Caminhando e cantando

E seguindo a canção

Somos todos iguais

Braços dados ou não

Nas escolas, nas ruas,

Campos, construções

Caminhando e cantando

E seguindo a canção...

Vem, vamos embora...

E por aí, Senador Roberto Cavalcanti, eu passo para V. Exª continuar essa bonita canção, com a qual pode encerrar o seu tão belo pronunciamento de homenagem ao Geraldo Vandré

            O SR. ROBERTO CAVALCANTI (Bloco/PRB - PB) - Senador Suplicy, eu estou duplamente honrado de estar nesta tribuna do Senado hoje, falando sobre esse tema. Em primeiro lugar, em função de estar falando de um paraibano. A Paraíba, Estado que represento, teve uma trajetória fantástica! Eu tive o privilégio de conhecê-lo pessoalmente, conviver em momentos de sua trajetória de vida, fazer refeições ao seu lado, conversar a respeito do seu talento e da criação de suas músicas.

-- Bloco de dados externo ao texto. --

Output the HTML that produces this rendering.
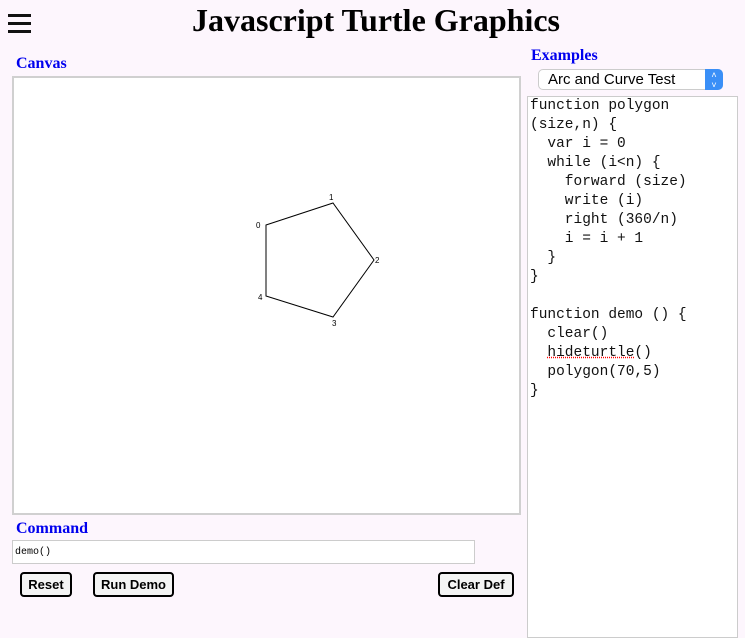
<!DOCTYPE html><html><head><style>
body{margin:0;background:#fdf6fd;width:745px;height:625px;overflow:hidden;position:relative;font-family:"Liberation Serif",serif}
.a{position:absolute}
h1{position:absolute;left:0;width:752px;text-align:center;top:2px;margin:0;font-size:32px;font-weight:bold}
.lbl{color:#0000ee;font-weight:bold;font-size:16px}
.btn{position:absolute;top:572px;height:25px;border:2px solid #000;border-radius:4px;background:#f4f4f4;font:bold 13px "Liberation Sans",sans-serif;display:flex;align-items:center;justify-content:center;box-sizing:border-box}
pre{margin:0;font:14.5px/19px "Liberation Mono",monospace;color:#111}
</style></head><body>
<div class="a" style="left:8px;top:14px;width:23px;height:3px;background:#111"></div>
<div class="a" style="left:8px;top:22px;width:23px;height:3px;background:#111"></div>
<div class="a" style="left:8px;top:30px;width:23px;height:3px;background:#111"></div>
<h1>Javascript Turtle Graphics</h1>
<div class="a lbl" style="left:16px;top:55px">Canvas</div>
<div class="a lbl" style="left:531px;top:47px">Examples</div>
<div class="a" style="left:538px;top:69px;width:185px;height:21px;background:#fff;border:1px solid #ccc;border-radius:5px;box-sizing:border-box;font:15px 'Liberation Sans',sans-serif;padding:1px 0 0 9px">Arc and Curve Test</div>
<div class="a" style="left:705px;top:69px;width:18px;height:21px;background:#3a8ff7;border-radius:0 5px 5px 0;color:#fff;font:9px sans-serif;text-align:center;line-height:10px;padding-top:1px;box-sizing:border-box">˄<br>˅</div>
<div class="a" style="left:12px;top:76px;width:509px;height:439px;background:#fff;border:2px solid #d0d0d0;box-sizing:border-box"></div>
<svg class="a" style="left:0;top:0" width="745" height="625"><polygon points="266,225 333,203 374,260 333,317 266,296" fill="none" stroke="#000" stroke-width="1"/>
<g font-family="Liberation Sans" font-size="8"><text x="256" y="228">0</text><text x="329" y="200">1</text><text x="375" y="263">2</text><text x="332" y="326">3</text><text x="258" y="300">4</text></g></svg>
<div class="a" style="left:527px;top:96px;width:209px;height:540px;background:#fff;border:1px solid #ccc"></div>
<pre class="a" style="left:530px;top:97px">function polygon
(size,n) {
  var i = 0
  while (i&lt;n) {
    forward (size)
    write (i)
    right (360/n)
    i = i + 1
  }
}

function demo () {
  clear()
  <span style="text-decoration:underline dotted red">hideturtle</span>()
  polygon(70,5)
}</pre>
<div class="a lbl" style="left:16px;top:520px">Command</div>
<div class="a" style="left:12px;top:540px;width:463px;height:24px;background:#fff;border:1px solid #ccc;box-sizing:border-box;font:10px 'Liberation Mono',monospace;padding:6px 0 0 2px">demo()</div>
<div class="btn" style="left:20px;width:52px">Reset</div>
<div class="btn" style="left:93px;width:81px">Run Demo</div>
<div class="btn" style="left:438px;width:76px">Clear Def</div>
</body></html>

            Eu disse duplamente honrado, porque ser aparteado por V. Exª, num tema como esse, é, na verdade, extremamente honroso para mim. V. Exª é um parlamentar que tem o reconhecimento nacional. V. Exª tendo nascido em São Paulo, um Estado riquíssimo, V. Exª tendo nascido num berço cujo sobrenome é Matarazzo, família que, na verdade, é um orgulho das gerações que pensam empresarialmente no Brasil, V. Exª sempre conseguiu, sempre soube se posicionar e sempre optou pelas causas populares. V. Exª é um exemplo para todos nós, um cidadão que tem origem em um Estado rico, diferentemente de nós, nordestinos, mais sofridos; diferentemente de alguns brasileiros que, na verdade, não tiveram as oportunidades familiares que V. Exª teve, mas que não tiveram a sensatez, a lucidez, a extrema competência que V. Exª teve de abraçar as causas populares. Por isso, V. Exª reconhece o trabalho de Geraldo Vandré, por essa razão V. Exª entoou o início do canto, quase um hino nacional da época, peça produzida pelo paraibano Geraldo Vandré.

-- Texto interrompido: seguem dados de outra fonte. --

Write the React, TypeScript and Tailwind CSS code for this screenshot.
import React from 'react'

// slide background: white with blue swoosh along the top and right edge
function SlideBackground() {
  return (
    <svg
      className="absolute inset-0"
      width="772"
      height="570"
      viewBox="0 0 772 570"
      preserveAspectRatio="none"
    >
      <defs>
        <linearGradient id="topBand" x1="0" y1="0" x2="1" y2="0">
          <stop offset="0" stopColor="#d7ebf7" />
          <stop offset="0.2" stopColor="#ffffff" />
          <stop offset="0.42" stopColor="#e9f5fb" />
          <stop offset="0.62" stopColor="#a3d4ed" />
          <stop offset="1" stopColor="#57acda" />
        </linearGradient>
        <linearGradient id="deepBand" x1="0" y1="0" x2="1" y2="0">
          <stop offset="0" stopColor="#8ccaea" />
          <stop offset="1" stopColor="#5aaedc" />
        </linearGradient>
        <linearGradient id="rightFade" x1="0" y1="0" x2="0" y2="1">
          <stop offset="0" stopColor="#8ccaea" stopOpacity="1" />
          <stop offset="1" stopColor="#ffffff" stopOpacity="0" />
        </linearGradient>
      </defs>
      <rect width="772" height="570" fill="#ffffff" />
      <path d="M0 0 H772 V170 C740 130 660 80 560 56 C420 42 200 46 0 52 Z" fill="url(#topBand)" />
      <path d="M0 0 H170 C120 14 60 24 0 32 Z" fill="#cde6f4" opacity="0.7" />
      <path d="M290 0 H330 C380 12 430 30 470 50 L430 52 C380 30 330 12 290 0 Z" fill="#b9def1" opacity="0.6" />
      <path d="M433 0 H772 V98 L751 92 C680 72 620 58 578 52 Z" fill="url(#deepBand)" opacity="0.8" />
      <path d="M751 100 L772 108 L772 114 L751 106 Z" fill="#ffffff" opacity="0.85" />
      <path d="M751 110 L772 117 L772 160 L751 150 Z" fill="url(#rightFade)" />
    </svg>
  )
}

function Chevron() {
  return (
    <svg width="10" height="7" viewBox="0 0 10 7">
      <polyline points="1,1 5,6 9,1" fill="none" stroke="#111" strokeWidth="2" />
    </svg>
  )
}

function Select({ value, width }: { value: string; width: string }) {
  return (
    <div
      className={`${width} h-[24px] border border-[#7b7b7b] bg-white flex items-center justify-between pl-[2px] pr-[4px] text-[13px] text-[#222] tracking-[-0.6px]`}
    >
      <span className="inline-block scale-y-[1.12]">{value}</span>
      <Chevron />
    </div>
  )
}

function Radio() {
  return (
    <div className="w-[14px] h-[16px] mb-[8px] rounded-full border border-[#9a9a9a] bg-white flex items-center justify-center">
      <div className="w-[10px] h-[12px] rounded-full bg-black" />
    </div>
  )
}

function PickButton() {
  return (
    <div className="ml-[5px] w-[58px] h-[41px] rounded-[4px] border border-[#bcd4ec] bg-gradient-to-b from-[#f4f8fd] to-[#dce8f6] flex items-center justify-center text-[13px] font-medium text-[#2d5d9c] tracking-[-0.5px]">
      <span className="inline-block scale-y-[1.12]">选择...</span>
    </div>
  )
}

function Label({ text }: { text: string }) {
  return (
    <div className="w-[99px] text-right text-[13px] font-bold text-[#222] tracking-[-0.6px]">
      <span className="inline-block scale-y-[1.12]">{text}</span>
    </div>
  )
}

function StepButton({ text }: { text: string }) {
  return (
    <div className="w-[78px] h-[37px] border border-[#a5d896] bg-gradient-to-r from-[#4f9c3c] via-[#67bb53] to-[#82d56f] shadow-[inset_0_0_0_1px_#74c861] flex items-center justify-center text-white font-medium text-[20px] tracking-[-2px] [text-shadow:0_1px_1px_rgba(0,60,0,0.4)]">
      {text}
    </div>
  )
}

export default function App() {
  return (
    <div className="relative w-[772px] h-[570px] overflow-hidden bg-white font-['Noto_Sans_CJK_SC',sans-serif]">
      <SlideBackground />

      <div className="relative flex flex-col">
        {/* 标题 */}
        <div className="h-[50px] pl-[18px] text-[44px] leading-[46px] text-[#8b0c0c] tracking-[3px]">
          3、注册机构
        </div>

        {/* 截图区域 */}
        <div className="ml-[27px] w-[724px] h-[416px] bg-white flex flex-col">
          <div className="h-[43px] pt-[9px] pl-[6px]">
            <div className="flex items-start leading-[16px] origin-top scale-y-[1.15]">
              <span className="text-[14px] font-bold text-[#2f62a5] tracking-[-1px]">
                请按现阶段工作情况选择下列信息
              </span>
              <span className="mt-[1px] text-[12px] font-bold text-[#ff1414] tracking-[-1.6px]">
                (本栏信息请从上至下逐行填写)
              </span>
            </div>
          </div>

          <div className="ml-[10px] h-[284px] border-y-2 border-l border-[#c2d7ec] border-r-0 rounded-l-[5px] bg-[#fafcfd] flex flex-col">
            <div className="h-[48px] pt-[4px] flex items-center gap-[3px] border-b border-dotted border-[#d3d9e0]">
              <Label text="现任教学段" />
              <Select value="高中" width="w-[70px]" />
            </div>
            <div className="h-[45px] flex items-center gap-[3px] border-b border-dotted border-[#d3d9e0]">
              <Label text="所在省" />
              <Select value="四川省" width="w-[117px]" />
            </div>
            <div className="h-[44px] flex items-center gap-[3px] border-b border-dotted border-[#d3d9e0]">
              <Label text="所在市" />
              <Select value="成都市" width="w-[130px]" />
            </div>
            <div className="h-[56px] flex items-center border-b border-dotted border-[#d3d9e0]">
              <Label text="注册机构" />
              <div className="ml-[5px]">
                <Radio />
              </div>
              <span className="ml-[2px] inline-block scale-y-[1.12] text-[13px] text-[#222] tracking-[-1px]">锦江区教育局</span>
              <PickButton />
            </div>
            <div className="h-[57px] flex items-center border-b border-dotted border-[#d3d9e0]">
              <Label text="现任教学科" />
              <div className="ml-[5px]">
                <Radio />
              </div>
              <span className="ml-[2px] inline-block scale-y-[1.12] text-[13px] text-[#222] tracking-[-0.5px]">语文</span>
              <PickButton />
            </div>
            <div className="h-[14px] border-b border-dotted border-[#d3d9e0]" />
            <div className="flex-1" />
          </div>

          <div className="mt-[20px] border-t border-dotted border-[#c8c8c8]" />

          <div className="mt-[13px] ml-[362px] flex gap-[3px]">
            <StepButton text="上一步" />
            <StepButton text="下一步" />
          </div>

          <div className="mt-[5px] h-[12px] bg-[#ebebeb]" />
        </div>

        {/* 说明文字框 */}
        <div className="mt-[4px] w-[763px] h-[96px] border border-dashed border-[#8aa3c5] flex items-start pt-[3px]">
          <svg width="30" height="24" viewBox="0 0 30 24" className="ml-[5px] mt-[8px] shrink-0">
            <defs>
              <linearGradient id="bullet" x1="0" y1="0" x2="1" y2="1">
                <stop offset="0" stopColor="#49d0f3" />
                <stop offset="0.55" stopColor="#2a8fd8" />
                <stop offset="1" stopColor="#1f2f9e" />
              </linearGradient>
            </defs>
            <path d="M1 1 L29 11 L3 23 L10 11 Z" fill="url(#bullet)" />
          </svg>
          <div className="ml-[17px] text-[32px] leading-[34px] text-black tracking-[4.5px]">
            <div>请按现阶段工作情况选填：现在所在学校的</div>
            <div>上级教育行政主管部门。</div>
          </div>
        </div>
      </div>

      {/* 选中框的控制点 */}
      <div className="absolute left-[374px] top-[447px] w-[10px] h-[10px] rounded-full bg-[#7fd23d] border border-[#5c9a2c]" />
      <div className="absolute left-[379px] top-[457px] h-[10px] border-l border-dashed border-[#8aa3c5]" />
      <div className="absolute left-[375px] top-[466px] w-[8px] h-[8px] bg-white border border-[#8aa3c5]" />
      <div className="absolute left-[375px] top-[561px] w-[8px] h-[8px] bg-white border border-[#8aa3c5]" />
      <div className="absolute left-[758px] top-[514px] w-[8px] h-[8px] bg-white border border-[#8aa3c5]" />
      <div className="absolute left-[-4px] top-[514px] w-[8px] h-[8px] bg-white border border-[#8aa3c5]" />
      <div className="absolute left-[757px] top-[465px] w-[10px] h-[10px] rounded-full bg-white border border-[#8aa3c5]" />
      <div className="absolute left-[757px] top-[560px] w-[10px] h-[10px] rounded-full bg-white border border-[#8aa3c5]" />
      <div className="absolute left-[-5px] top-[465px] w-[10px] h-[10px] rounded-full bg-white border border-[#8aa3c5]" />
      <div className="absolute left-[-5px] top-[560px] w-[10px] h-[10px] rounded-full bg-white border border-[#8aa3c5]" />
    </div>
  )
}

            Eu me senti extremamente honrado com esse aparte de V. Exª e digo que externei esse meu pensamento porque não é só meu; é um pensamento de todo cidadão de bem brasileiro, no tocante à opinião sobre V. Exª.

            Por fim, Senadora Presidente - agora estamos com uma Presidente, terceiro Presidente que saúdo neste meu pronunciamento -, vou encerrar, porque, se foram três Senadores, significa que eu já tomei bastante tempo.

            Mas, na verdade, é a nossa referência a um cidadão que hoje está, digamos, não no ostracismo, mas recolhido na sua intimidade, para que nós, brasileiros, possamos nos lembrar dele, que já nos causou tanta alegria e tantos momentos de exuberância democrática numa época em que o Brasil precisava disso.

            Muito obrigado, Srª Presidente.

            Encerro o meu pronunciamento.